Information supplied:
## Start

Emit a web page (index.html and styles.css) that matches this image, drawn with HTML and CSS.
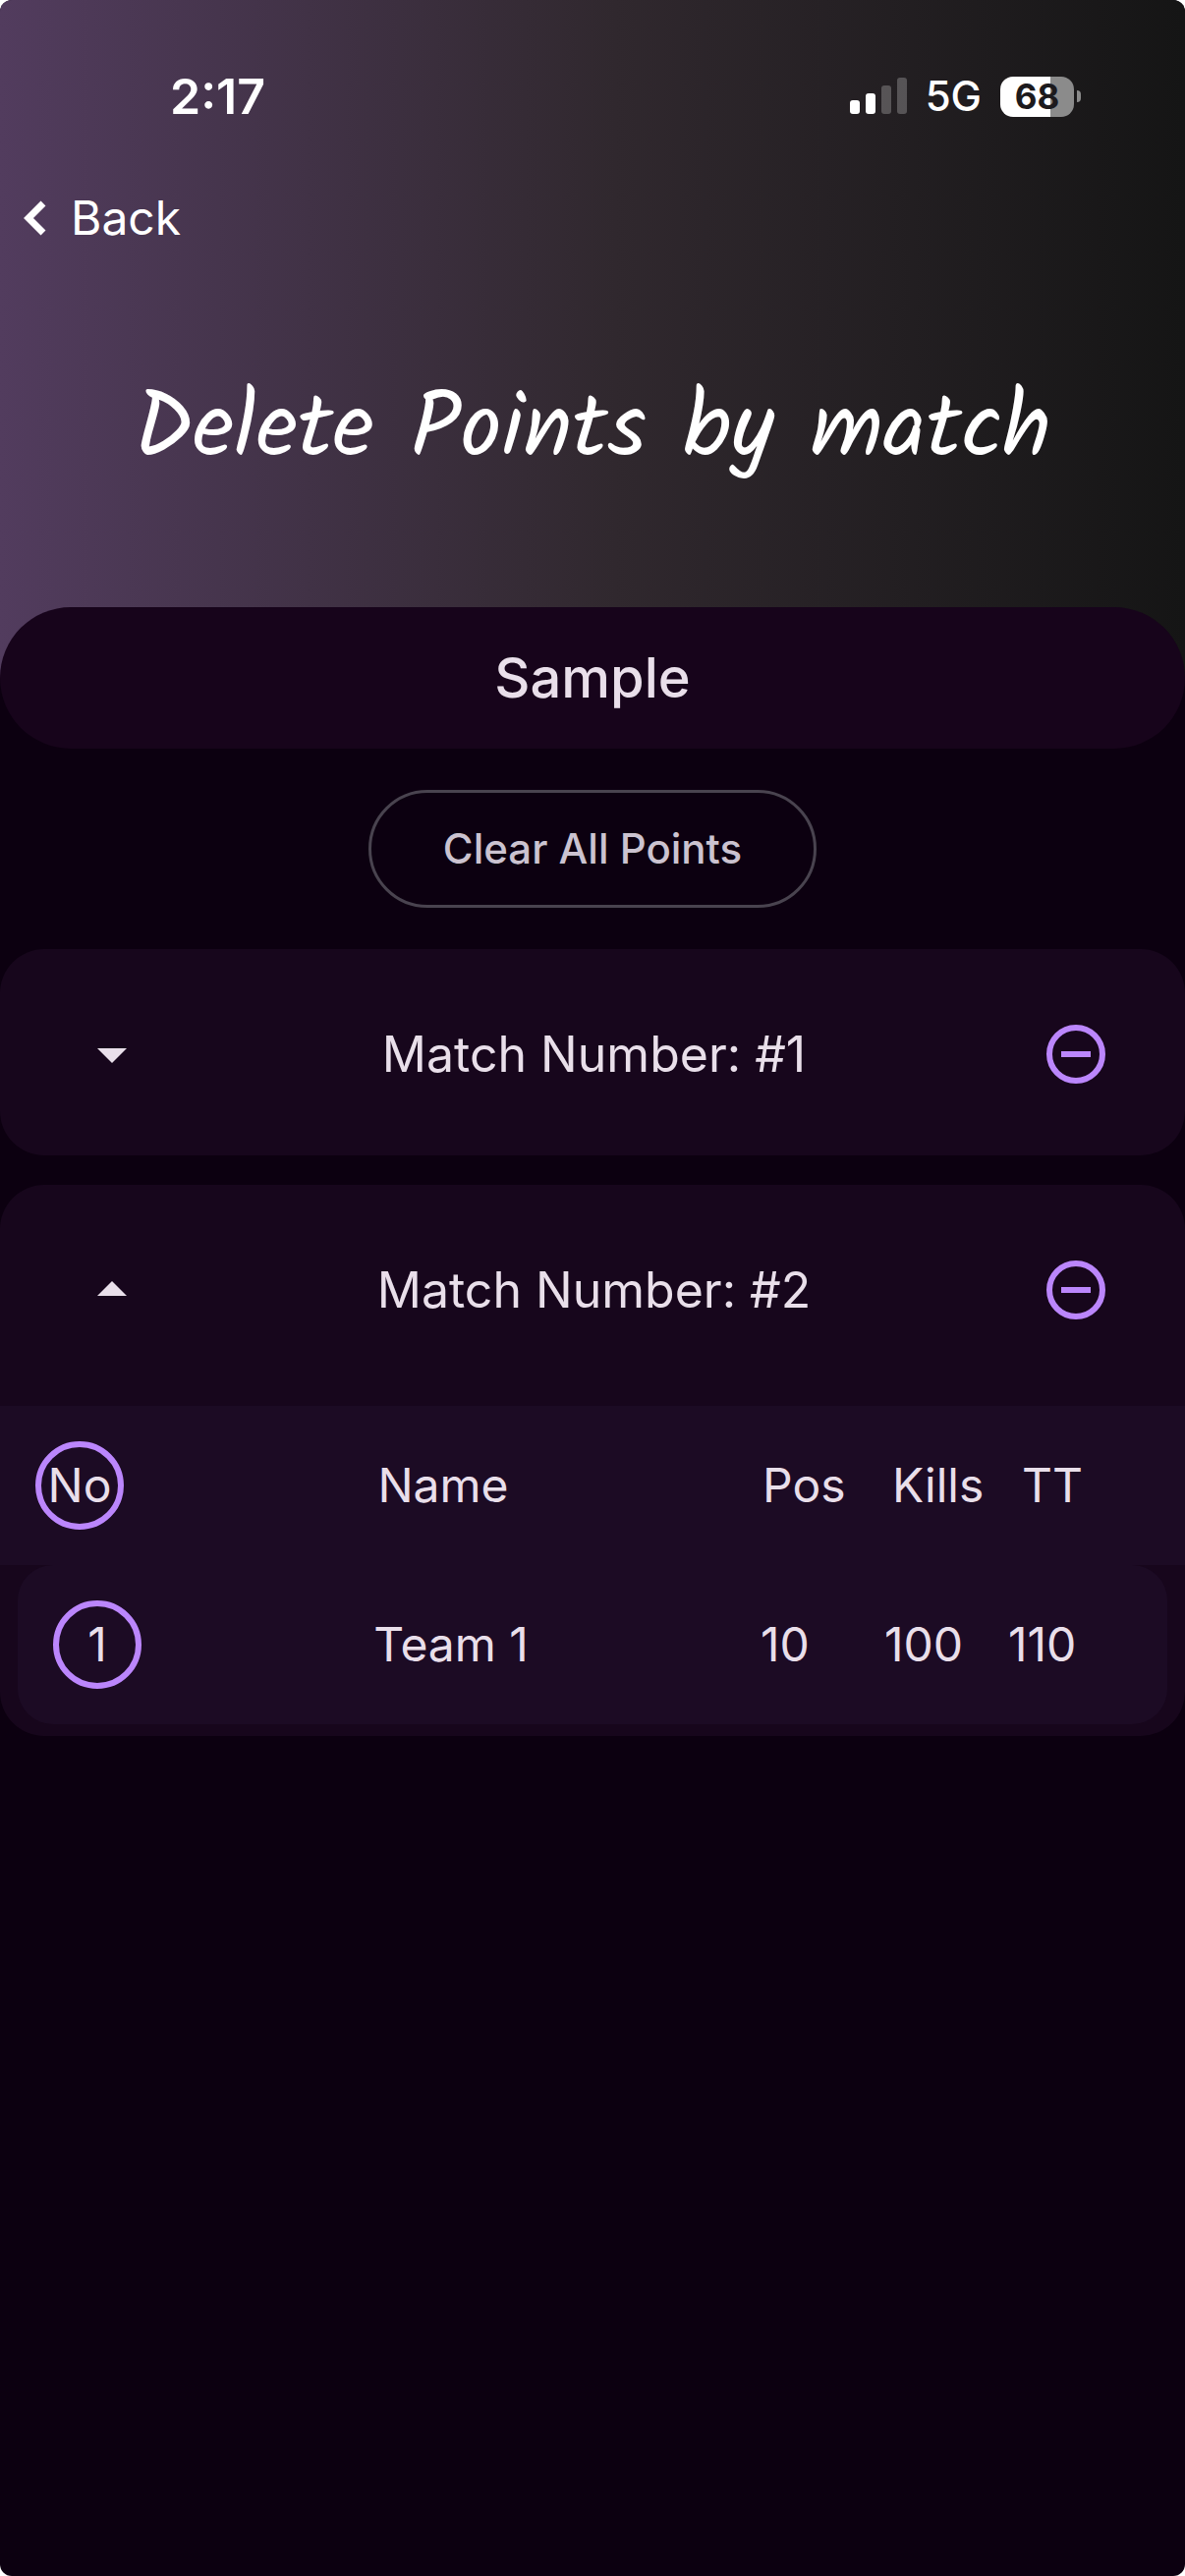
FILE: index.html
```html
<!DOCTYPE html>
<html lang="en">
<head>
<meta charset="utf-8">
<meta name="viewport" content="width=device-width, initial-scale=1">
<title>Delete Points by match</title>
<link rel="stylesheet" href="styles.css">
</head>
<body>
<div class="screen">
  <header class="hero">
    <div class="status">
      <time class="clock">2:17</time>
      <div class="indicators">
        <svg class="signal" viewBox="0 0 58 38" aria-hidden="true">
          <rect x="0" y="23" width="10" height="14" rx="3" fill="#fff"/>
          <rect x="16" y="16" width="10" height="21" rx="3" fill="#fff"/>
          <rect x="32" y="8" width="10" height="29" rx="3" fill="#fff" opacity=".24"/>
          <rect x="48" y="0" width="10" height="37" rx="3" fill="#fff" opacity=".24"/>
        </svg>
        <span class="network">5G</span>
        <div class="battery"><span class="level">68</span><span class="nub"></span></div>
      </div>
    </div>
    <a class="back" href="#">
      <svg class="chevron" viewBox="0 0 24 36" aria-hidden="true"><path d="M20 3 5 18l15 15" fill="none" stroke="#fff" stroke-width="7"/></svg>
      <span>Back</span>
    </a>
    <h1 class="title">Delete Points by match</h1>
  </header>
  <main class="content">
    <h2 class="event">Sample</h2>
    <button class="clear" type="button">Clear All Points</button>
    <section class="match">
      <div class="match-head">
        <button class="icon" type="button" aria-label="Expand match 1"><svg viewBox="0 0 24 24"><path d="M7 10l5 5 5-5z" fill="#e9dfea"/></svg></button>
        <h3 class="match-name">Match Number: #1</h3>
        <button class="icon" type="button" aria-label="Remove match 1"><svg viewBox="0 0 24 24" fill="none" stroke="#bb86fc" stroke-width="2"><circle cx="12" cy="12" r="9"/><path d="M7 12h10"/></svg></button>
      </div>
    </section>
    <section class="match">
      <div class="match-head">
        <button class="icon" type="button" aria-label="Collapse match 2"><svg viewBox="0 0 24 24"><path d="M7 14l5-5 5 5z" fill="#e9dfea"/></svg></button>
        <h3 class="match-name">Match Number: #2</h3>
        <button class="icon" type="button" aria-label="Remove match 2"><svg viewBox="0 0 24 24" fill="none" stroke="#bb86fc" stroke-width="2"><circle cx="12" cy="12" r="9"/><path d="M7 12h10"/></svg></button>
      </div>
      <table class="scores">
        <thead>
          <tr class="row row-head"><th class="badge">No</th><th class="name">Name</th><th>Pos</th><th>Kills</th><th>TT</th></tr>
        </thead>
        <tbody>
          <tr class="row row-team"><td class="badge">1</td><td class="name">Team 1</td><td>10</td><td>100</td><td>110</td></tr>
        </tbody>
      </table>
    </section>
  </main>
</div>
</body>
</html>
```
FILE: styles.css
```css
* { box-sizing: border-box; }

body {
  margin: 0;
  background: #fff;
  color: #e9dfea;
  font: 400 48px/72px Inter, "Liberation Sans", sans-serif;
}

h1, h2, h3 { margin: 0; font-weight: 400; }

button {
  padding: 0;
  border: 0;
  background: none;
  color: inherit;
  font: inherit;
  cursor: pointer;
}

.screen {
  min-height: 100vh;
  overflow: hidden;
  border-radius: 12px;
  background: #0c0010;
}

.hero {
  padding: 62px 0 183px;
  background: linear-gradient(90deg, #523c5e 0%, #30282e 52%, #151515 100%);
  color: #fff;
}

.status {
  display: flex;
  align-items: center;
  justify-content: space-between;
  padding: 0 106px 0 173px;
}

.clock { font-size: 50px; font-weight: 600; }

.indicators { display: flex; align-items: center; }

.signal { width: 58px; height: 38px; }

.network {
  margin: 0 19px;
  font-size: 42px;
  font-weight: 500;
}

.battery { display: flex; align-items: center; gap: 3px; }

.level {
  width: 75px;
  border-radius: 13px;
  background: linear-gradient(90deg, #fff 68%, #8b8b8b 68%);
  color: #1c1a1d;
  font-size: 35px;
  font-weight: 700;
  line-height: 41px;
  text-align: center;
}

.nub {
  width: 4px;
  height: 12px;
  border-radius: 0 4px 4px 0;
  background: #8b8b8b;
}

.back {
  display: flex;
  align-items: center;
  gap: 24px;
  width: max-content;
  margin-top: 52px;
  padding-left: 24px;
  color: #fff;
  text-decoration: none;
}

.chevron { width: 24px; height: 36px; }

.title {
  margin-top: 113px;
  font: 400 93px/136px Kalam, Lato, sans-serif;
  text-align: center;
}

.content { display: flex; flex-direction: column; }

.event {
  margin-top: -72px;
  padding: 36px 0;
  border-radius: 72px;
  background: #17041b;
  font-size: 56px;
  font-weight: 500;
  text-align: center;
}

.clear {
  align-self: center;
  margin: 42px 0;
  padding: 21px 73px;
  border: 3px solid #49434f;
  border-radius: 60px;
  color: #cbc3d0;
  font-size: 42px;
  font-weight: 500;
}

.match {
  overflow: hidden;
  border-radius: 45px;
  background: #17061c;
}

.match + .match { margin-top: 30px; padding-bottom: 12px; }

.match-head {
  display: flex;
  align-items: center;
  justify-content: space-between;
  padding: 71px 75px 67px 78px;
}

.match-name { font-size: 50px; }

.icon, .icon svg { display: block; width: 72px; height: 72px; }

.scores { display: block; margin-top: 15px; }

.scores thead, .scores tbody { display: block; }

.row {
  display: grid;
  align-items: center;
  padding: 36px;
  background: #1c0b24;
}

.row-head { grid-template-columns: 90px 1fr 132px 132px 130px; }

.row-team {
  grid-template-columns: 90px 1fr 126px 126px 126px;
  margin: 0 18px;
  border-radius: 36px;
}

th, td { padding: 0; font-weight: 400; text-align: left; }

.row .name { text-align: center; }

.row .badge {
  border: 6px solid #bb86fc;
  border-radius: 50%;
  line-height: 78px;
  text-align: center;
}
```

## End

Given problem:
Copy the material above exactly and drop the pictures.

Solution to this problem:
Emit a web page (index.html and styles.css) that matches this image, drawn with HTML and CSS.
FILE: index.html
```html
<!DOCTYPE html>
<html lang="en">
<head>
<meta charset="utf-8">
<meta name="viewport" content="width=device-width, initial-scale=1">
<title>Delete Points by match</title>
<link rel="stylesheet" href="styles.css">
</head>
<body>
<div class="screen">
  <header class="hero">
    <div class="status">
      <time class="clock">2:17</time>
      <div class="indicators">
        <svg class="signal" viewBox="0 0 58 38" aria-hidden="true">
          <rect x="0" y="23" width="10" height="14" rx="3" fill="#fff"/>
          <rect x="16" y="16" width="10" height="21" rx="3" fill="#fff"/>
          <rect x="32" y="8" width="10" height="29" rx="3" fill="#fff" opacity=".24"/>
          <rect x="48" y="0" width="10" height="37" rx="3" fill="#fff" opacity=".24"/>
        </svg>
        <span class="network">5G</span>
        <div class="battery"><span class="level">68</span><span class="nub"></span></div>
      </div>
    </div>
    <a class="back" href="#">
      <svg class="chevron" viewBox="0 0 24 36" aria-hidden="true"><path d="M20 3 5 18l15 15" fill="none" stroke="#fff" stroke-width="7"/></svg>
      <span>Back</span>
    </a>
    <h1 class="title">Delete Points by match</h1>
  </header>
  <main class="content">
    <h2 class="event">Sample</h2>
    <button class="clear" type="button">Clear All Points</button>
    <section class="match">
      <div class="match-head">
        <button class="icon" type="button" aria-label="Expand match 1"><svg viewBox="0 0 24 24"><path d="M7 10l5 5 5-5z" fill="#e9dfea"/></svg></button>
        <h3 class="match-name">Match Number: #1</h3>
        <button class="icon" type="button" aria-label="Remove match 1"><svg viewBox="0 0 24 24" fill="none" stroke="#bb86fc" stroke-width="2"><circle cx="12" cy="12" r="9"/><path d="M7 12h10"/></svg></button>
      </div>
    </section>
    <section class="match">
      <div class="match-head">
        <button class="icon" type="button" aria-label="Collapse match 2"><svg viewBox="0 0 24 24"><path d="M7 14l5-5 5 5z" fill="#e9dfea"/></svg></button>
        <h3 class="match-name">Match Number: #2</h3>
        <button class="icon" type="button" aria-label="Remove match 2"><svg viewBox="0 0 24 24" fill="none" stroke="#bb86fc" stroke-width="2"><circle cx="12" cy="12" r="9"/><path d="M7 12h10"/></svg></button>
      </div>
      <table class="scores">
        <thead>
          <tr class="row row-head"><th class="badge">No</th><th class="name">Name</th><th>Pos</th><th>Kills</th><th>TT</th></tr>
        </thead>
        <tbody>
          <tr class="row row-team"><td class="badge">1</td><td class="name">Team 1</td><td>10</td><td>100</td><td>110</td></tr>
        </tbody>
      </table>
    </section>
  </main>
</div>
</body>
</html>
```
FILE: styles.css
```css
* { box-sizing: border-box; }

body {
  margin: 0;
  background: #fff;
  color: #e9dfea;
  font: 400 48px/72px Inter, "Liberation Sans", sans-serif;
}

h1, h2, h3 { margin: 0; font-weight: 400; }

button {
  padding: 0;
  border: 0;
  background: none;
  color: inherit;
  font: inherit;
  cursor: pointer;
}

.screen {
  min-height: 100vh;
  overflow: hidden;
  border-radius: 12px;
  background: #0c0010;
}

.hero {
  padding: 62px 0 183px;
  background: linear-gradient(90deg, #523c5e 0%, #30282e 52%, #151515 100%);
  color: #fff;
}

.status {
  display: flex;
  align-items: center;
  justify-content: space-between;
  padding: 0 106px 0 173px;
}

.clock { font-size: 50px; font-weight: 600; }

.indicators { display: flex; align-items: center; }

.signal { width: 58px; height: 38px; }

.network {
  margin: 0 19px;
  font-size: 42px;
  font-weight: 500;
}

.battery { display: flex; align-items: center; gap: 3px; }

.level {
  width: 75px;
  border-radius: 13px;
  background: linear-gradient(90deg, #fff 68%, #8b8b8b 68%);
  color: #1c1a1d;
  font-size: 35px;
  font-weight: 700;
  line-height: 41px;
  text-align: center;
}

.nub {
  width: 4px;
  height: 12px;
  border-radius: 0 4px 4px 0;
  background: #8b8b8b;
}

.back {
  display: flex;
  align-items: center;
  gap: 24px;
  width: max-content;
  margin-top: 52px;
  padding-left: 24px;
  color: #fff;
  text-decoration: none;
}

.chevron { width: 24px; height: 36px; }

.title {
  margin-top: 113px;
  font: 400 93px/136px Kalam, Lato, sans-serif;
  text-align: center;
}

.content { display: flex; flex-direction: column; }

.event {
  margin-top: -72px;
  padding: 36px 0;
  border-radius: 72px;
  background: #17041b;
  font-size: 56px;
  font-weight: 500;
  text-align: center;
}

.clear {
  align-self: center;
  margin: 42px 0;
  padding: 21px 73px;
  border: 3px solid #49434f;
  border-radius: 60px;
  color: #cbc3d0;
  font-size: 42px;
  font-weight: 500;
}

.match {
  overflow: hidden;
  border-radius: 45px;
  background: #17061c;
}

.match + .match { margin-top: 30px; padding-bottom: 12px; }

.match-head {
  display: flex;
  align-items: center;
  justify-content: space-between;
  padding: 71px 75px 67px 78px;
}

.match-name { font-size: 50px; }

.icon, .icon svg { display: block; width: 72px; height: 72px; }

.scores { display: block; margin-top: 15px; }

.scores thead, .scores tbody { display: block; }

.row {
  display: grid;
  align-items: center;
  padding: 36px;
  background: #1c0b24;
}

.row-head { grid-template-columns: 90px 1fr 132px 132px 130px; }

.row-team {
  grid-template-columns: 90px 1fr 126px 126px 126px;
  margin: 0 18px;
  border-radius: 36px;
}

th, td { padding: 0; font-weight: 400; text-align: left; }

.row .name { text-align: center; }

.row .badge {
  border: 6px solid #bb86fc;
  border-radius: 50%;
  line-height: 78px;
  text-align: center;
}
```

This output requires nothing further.